Directions for this task:
Write out each line of the listing as it stands, without the images.

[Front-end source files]
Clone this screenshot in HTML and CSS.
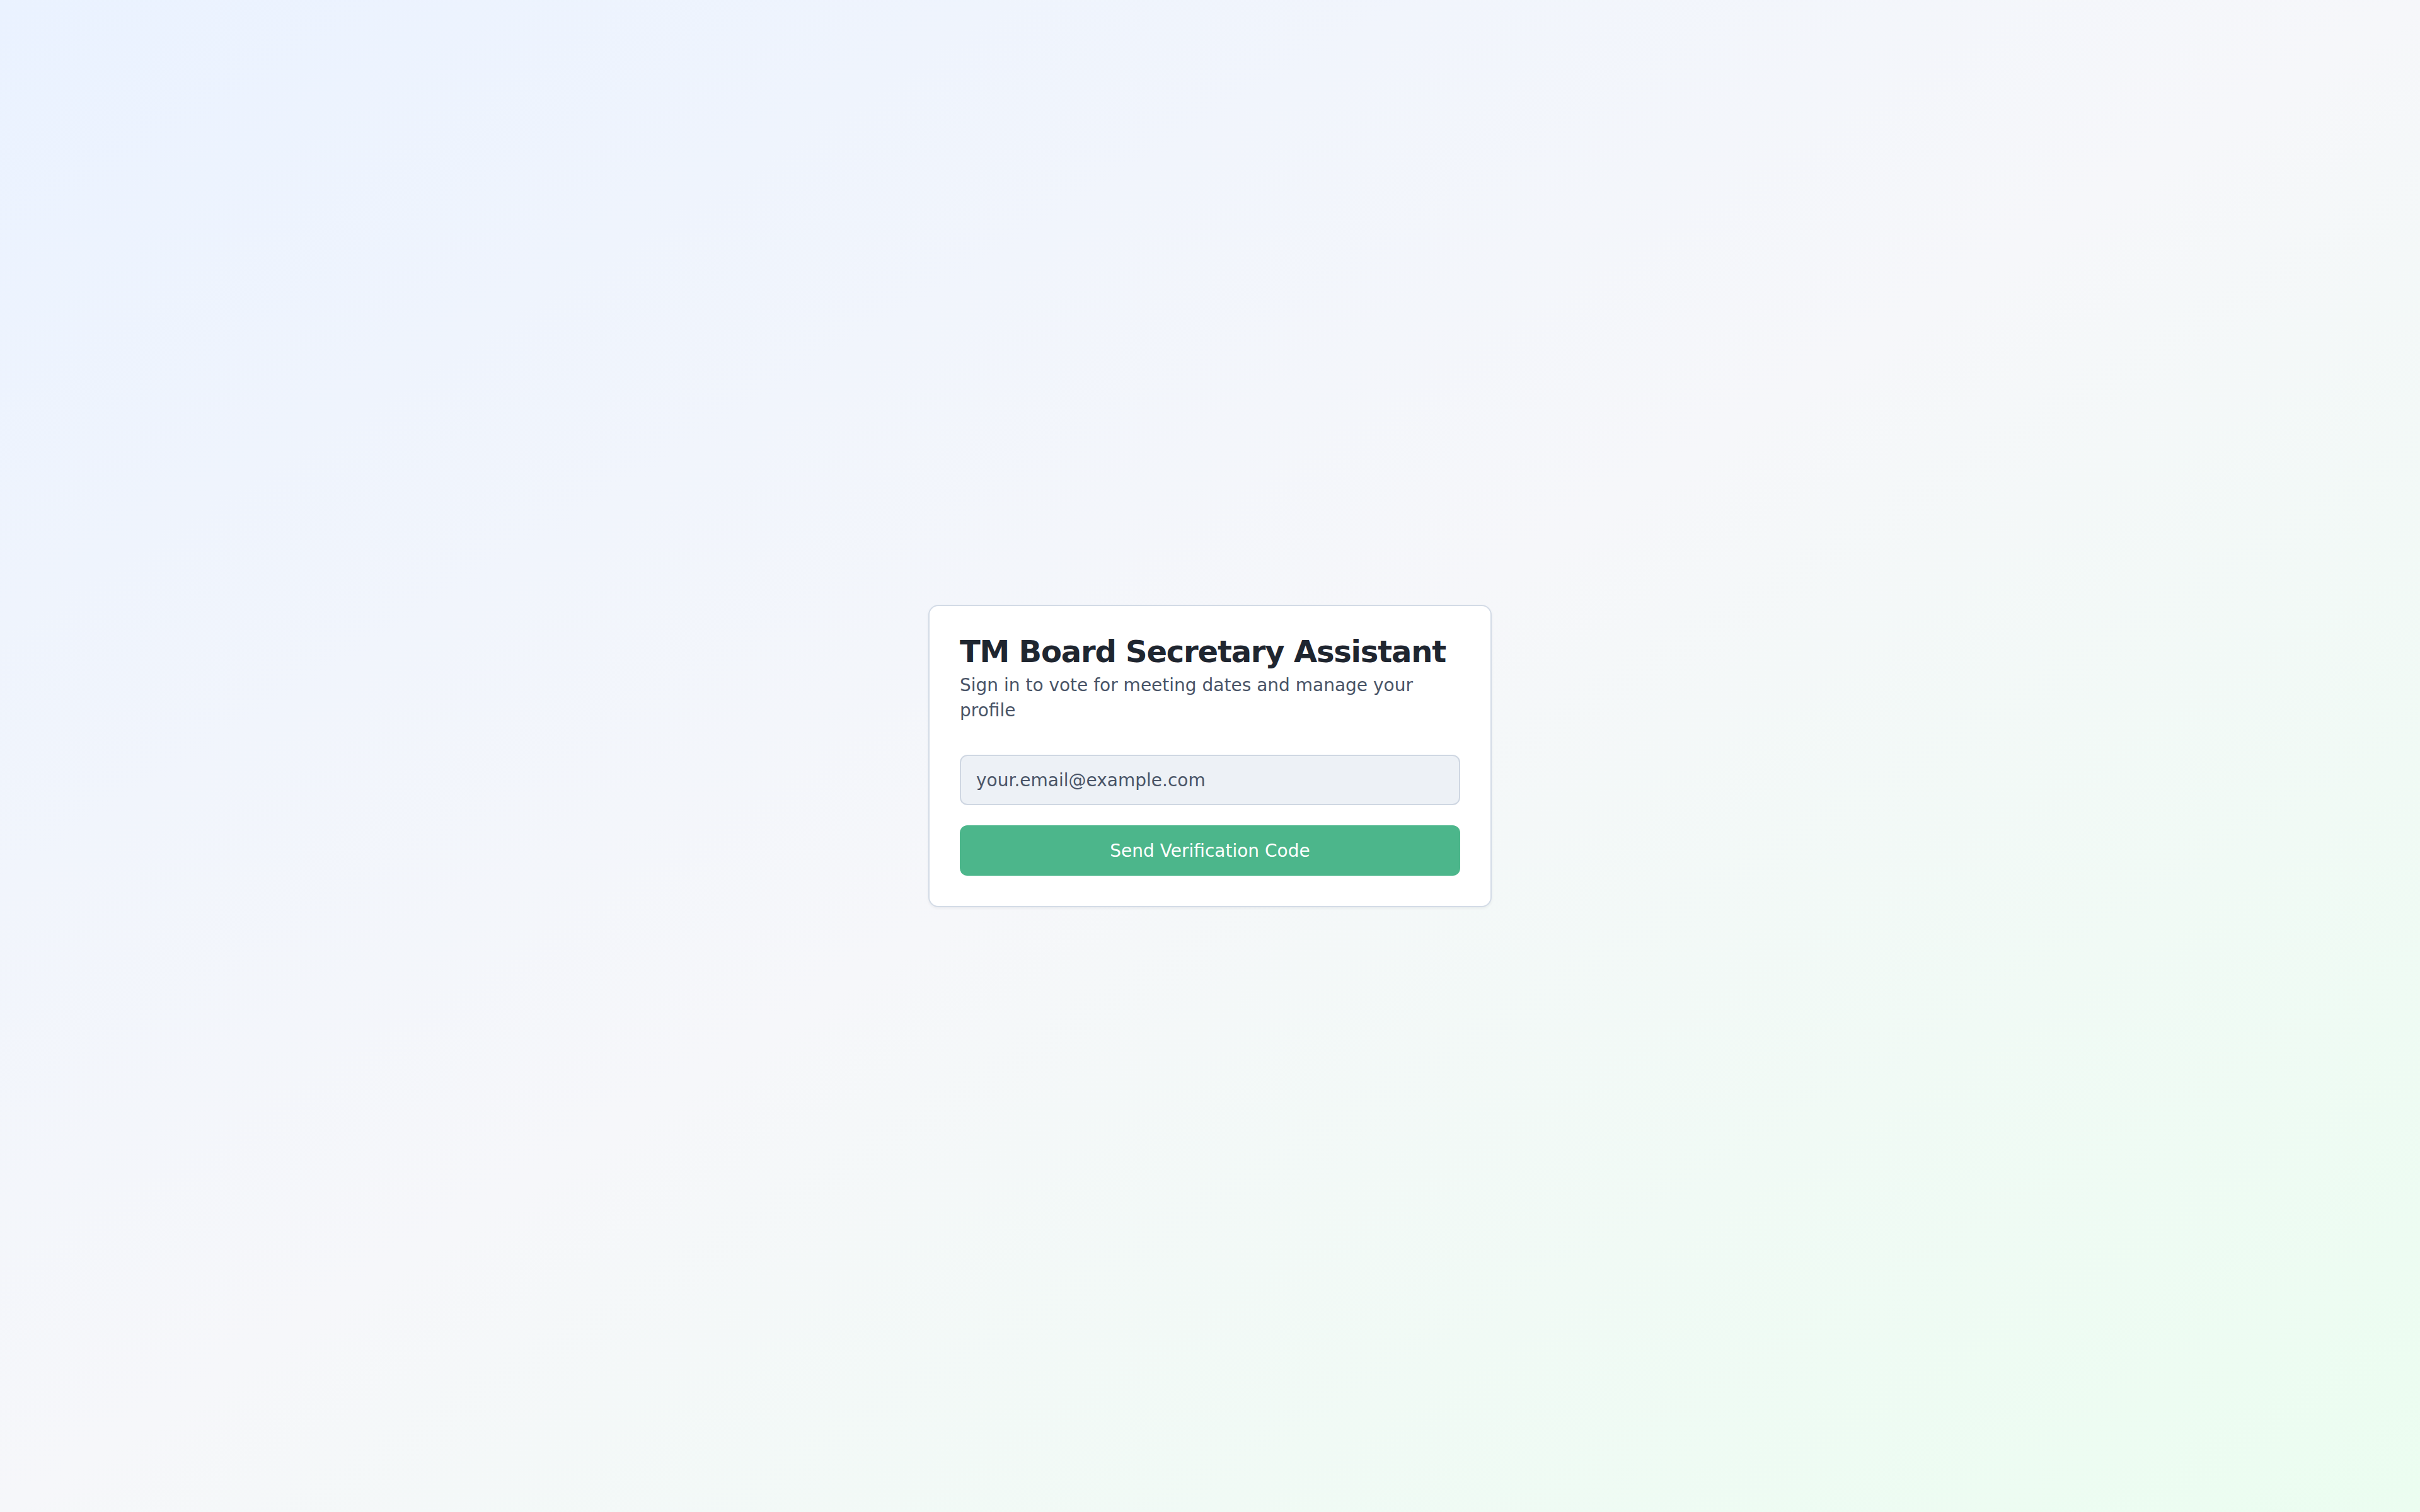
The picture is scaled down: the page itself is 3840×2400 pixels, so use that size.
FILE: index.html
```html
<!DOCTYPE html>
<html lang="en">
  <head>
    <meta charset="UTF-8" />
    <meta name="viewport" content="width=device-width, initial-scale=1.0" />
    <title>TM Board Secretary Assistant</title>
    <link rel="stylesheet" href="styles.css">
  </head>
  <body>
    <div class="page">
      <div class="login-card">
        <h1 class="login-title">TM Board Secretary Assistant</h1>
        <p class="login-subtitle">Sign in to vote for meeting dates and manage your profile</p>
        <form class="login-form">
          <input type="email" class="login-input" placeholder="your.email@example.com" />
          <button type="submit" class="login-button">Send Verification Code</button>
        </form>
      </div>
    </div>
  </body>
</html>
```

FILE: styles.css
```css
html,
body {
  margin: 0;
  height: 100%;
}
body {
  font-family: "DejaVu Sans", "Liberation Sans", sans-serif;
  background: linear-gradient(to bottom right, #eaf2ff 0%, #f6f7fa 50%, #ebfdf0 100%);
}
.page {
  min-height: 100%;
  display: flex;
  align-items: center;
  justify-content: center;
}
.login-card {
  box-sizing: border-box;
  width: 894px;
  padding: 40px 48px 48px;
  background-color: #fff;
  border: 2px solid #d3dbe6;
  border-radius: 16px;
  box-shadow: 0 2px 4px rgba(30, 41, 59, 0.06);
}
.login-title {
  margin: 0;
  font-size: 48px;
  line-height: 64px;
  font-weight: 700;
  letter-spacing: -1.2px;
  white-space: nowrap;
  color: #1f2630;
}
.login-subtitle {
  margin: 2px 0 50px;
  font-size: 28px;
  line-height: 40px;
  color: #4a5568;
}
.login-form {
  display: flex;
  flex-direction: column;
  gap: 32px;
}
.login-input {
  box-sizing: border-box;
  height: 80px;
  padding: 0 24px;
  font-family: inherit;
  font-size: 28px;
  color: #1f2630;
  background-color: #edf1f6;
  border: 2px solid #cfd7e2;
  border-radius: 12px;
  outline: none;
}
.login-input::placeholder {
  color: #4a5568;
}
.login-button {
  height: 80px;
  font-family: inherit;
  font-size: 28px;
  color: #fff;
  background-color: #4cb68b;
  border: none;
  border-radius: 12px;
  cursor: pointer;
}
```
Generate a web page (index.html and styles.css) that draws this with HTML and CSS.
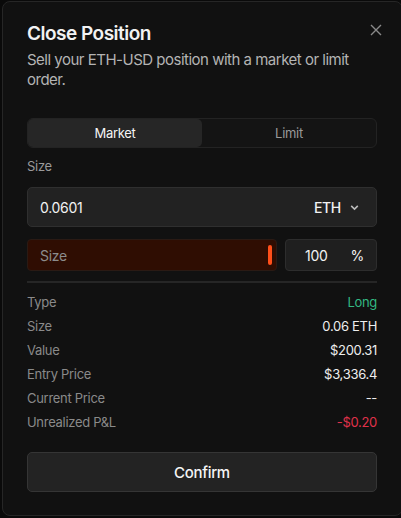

Answer to this exercise:
Clone this screenshot in HTML and CSS.
The picture is scaled down: the page itself is 3840×2400 pixels, so use that size.
FILE: index.html
```html
<!DOCTYPE html>
<html lang="en">
  <head>
    <meta charset="UTF-8" />
    <meta name="viewport" content="width=device-width, initial-scale=1.0" />
    <title>TM Board Secretary Assistant</title>
    <link rel="stylesheet" href="styles.css">
  </head>
  <body>
    <div class="page">
      <div class="login-card">
        <h1 class="login-title">TM Board Secretary Assistant</h1>
        <p class="login-subtitle">Sign in to vote for meeting dates and manage your profile</p>
        <form class="login-form">
          <input type="email" class="login-input" placeholder="your.email@example.com" />
          <button type="submit" class="login-button">Send Verification Code</button>
        </form>
      </div>
    </div>
  </body>
</html>
```

FILE: styles.css
```css
html,
body {
  margin: 0;
  height: 100%;
}
body {
  font-family: "DejaVu Sans", "Liberation Sans", sans-serif;
  background: linear-gradient(to bottom right, #eaf2ff 0%, #f6f7fa 50%, #ebfdf0 100%);
}
.page {
  min-height: 100%;
  display: flex;
  align-items: center;
  justify-content: center;
}
.login-card {
  box-sizing: border-box;
  width: 894px;
  padding: 40px 48px 48px;
  background-color: #fff;
  border: 2px solid #d3dbe6;
  border-radius: 16px;
  box-shadow: 0 2px 4px rgba(30, 41, 59, 0.06);
}
.login-title {
  margin: 0;
  font-size: 48px;
  line-height: 64px;
  font-weight: 700;
  letter-spacing: -1.2px;
  white-space: nowrap;
  color: #1f2630;
}
.login-subtitle {
  margin: 2px 0 50px;
  font-size: 28px;
  line-height: 40px;
  color: #4a5568;
}
.login-form {
  display: flex;
  flex-direction: column;
  gap: 32px;
}
.login-input {
  box-sizing: border-box;
  height: 80px;
  padding: 0 24px;
  font-family: inherit;
  font-size: 28px;
  color: #1f2630;
  background-color: #edf1f6;
  border: 2px solid #cfd7e2;
  border-radius: 12px;
  outline: none;
}
.login-input::placeholder {
  color: #4a5568;
}
.login-button {
  height: 80px;
  font-family: inherit;
  font-size: 28px;
  color: #fff;
  background-color: #4cb68b;
  border: none;
  border-radius: 12px;
  cursor: pointer;
}
```
Generate a web page (index.html and styles.css) that draws this with HTML and CSS.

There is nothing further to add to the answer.